Tim Radford, science editor
June 8, 2005
Guardian
Simon Watts of Nottingham Trent University and Paul Stenner of University
College London analysed the nature of modern love by asking 34 women and 16
men to agree or disagree with a set of 60 propositions. They identified nine
varieties of love, reported in the British Journal of Social Psychology
today.
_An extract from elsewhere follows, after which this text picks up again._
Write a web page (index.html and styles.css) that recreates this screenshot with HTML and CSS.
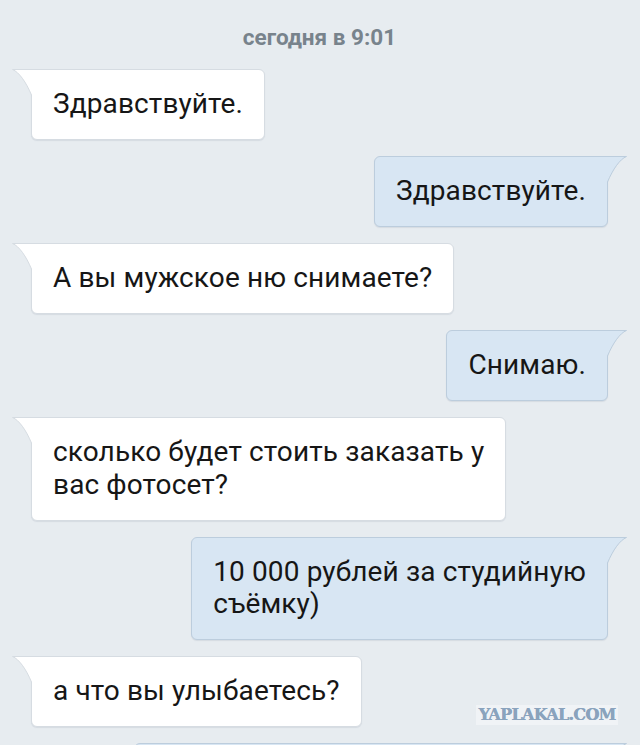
FILE: index.html
```html
<!DOCTYPE html>
<html lang="ru">
<head>
<meta charset="utf-8">
<title>Диалог</title>
<link rel="stylesheet" href="styles.css">
</head>
<body>
<div class="chat">
  <div class="date">сегодня в 9:01</div>

  <div class="msg in">Здравствуйте.<svg class="tail" width="21" height="27" viewBox="0 0 21 27"><path class="tf" d="M0.5 0.5 C7 3 14 13 19.5 26 L21 26 L21 0.5 Z"/><path class="ts" d="M21 0.5 L0.5 0.5 C7 3 14 13 19.5 26"/></svg></div>

  <div class="msg out">Здравствуйте.<svg class="tail" width="21" height="27" viewBox="0 0 21 27"><path class="tf" d="M0.5 0.5 C7 3 14 13 19.5 26 L21 26 L21 0.5 Z"/><path class="ts" d="M21 0.5 L0.5 0.5 C7 3 14 13 19.5 26"/></svg></div>

  <div class="msg in">А вы мужское ню снимаете?<svg class="tail" width="21" height="27" viewBox="0 0 21 27"><path class="tf" d="M0.5 0.5 C7 3 14 13 19.5 26 L21 26 L21 0.5 Z"/><path class="ts" d="M21 0.5 L0.5 0.5 C7 3 14 13 19.5 26"/></svg></div>

  <div class="msg out">Снимаю.<svg class="tail" width="21" height="27" viewBox="0 0 21 27"><path class="tf" d="M0.5 0.5 C7 3 14 13 19.5 26 L21 26 L21 0.5 Z"/><path class="ts" d="M21 0.5 L0.5 0.5 C7 3 14 13 19.5 26"/></svg></div>

  <div class="msg in">сколько будет стоить заказать у<br>вас фотосет?<svg class="tail" width="21" height="27" viewBox="0 0 21 27"><path class="tf" d="M0.5 0.5 C7 3 14 13 19.5 26 L21 26 L21 0.5 Z"/><path class="ts" d="M21 0.5 L0.5 0.5 C7 3 14 13 19.5 26"/></svg></div>

  <div class="msg out">10 000 рублей за студийную<br>съёмку)<svg class="tail" width="21" height="27" viewBox="0 0 21 27"><path class="tf" d="M0.5 0.5 C7 3 14 13 19.5 26 L21 26 L21 0.5 Z"/><path class="ts" d="M21 0.5 L0.5 0.5 C7 3 14 13 19.5 26"/></svg></div>

  <div class="msg in">а что вы улыбаетесь?<svg class="tail" width="21" height="27" viewBox="0 0 21 27"><path class="tf" d="M0.5 0.5 C7 3 14 13 19.5 26 L21 26 L21 0.5 Z"/><path class="ts" d="M21 0.5 L0.5 0.5 C7 3 14 13 19.5 26"/></svg></div>

  <div class="msg out next"><svg class="tail" width="21" height="27" viewBox="0 0 21 27"><path class="tf" d="M0.5 0.5 C7 3 14 13 19.5 26 L21 26 L21 0.5 Z"/><path class="ts" d="M21 0.5 L0.5 0.5 C7 3 14 13 19.5 26"/></svg></div>
</div>
<div class="watermark">YAPLAKAL.COM</div>
</body>
</html>
```

FILE: styles.css
```css
html, body {
  margin: 0;
  padding: 0;
}
body {
  background: #e7ecf0;
  font-family: Roboto, "Noto Sans", sans-serif;
  color: #161616;
  position: relative;
  height: 745px;
  overflow: hidden;
}
.chat {
  display: flex;
  flex-direction: column;
  gap: 16px;
  padding: 25px 32px 0 31px;
}
.date {
  align-self: center;
  font-size: 22.5px;
  font-weight: 700;
  line-height: 24px;
  color: #78838c;
  margin-bottom: 4px;
}
.msg {
  position: relative;
  font-size: 28px;
  line-height: 32.5px;
  letter-spacing: 0.12px;
  padding: 18.25px 21px;
  border: 1px solid #d6dce2;
  border-radius: 6px;
  box-sizing: border-box;
  box-shadow: 0 1px 1px rgba(80, 100, 120, 0.12);
  white-space: nowrap;
}
.msg.in {
  align-self: flex-start;
  background: #ffffff;
  border-top-left-radius: 0;
}
.msg.out {
  align-self: flex-end;
  background: #d8e6f3;
  border-color: #bccddd;
  border-top-right-radius: 0;
}
.msg.next {
  width: 474px;
  height: 71px;
}
.tail {
  position: absolute;
  top: -1px;
  overflow: visible;
}
.in .tail {
  left: -20px;
}
.out .tail {
  right: -20px;
  transform: scaleX(-1);
}
.tf {
  stroke: none;
}
.ts {
  fill: none;
  stroke-width: 1;
}
.in .tf { fill: #ffffff; }
.in .ts { stroke: #d6dce2; }
.out .tf { fill: #d8e6f3; }
.out .ts { stroke: #bccddd; }
.watermark {
  position: absolute;
  left: 476px;
  top: 705px;
  width: 142px;
  height: 20px;
  background: #f0f3f6;
  color: #8aa3bd;
  font-family: "DejaVu Serif", serif;
  font-weight: 700;
  font-size: 16px;
  line-height: 20px;
  text-align: center;
  letter-spacing: -0.7px;
  text-shadow: 0.4px 0 0 currentColor;
}
```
They are:
A grown-up version that involves mutual trust, recognition and support
The "Cupid's dart" variety, in which couples - think Antony and Cleopatra
or even Burt Lancaster and Deborah Kerr in From Here to Eternity - are swept
away by blind passion
Hedonistic love, concerned with personal and perhaps fleeting pleasure,
the theme of much Hollywood film noir
Love as the ultimate connection: an essentially romantic view
Demythologised love that recognises the need for hard work, patience and
compromise to make things work
Love as transformative adventure: the emotional rollercoaster experience
of a Bridget Jones figure
From Cupid's arrow to a role-bound relationship dictated by society's
expectations - the experience of the tortured couple in David Lean's film
Brief Encounter
From Cupid's arrow to the security of close friendship
Dyadic partnership love, in which two people become a single unit (and
tend to finish each other's sentences)
"I wanted to try and find a way of capturing people's experiences that went
beyond asking them," said Mr Watts. "When you do ask them they are very
rarely able - even if they wish to - to tell you the whole story, to get it
into words. We want to map the cultural state of love. What is the climate
of love at the current time?" he said.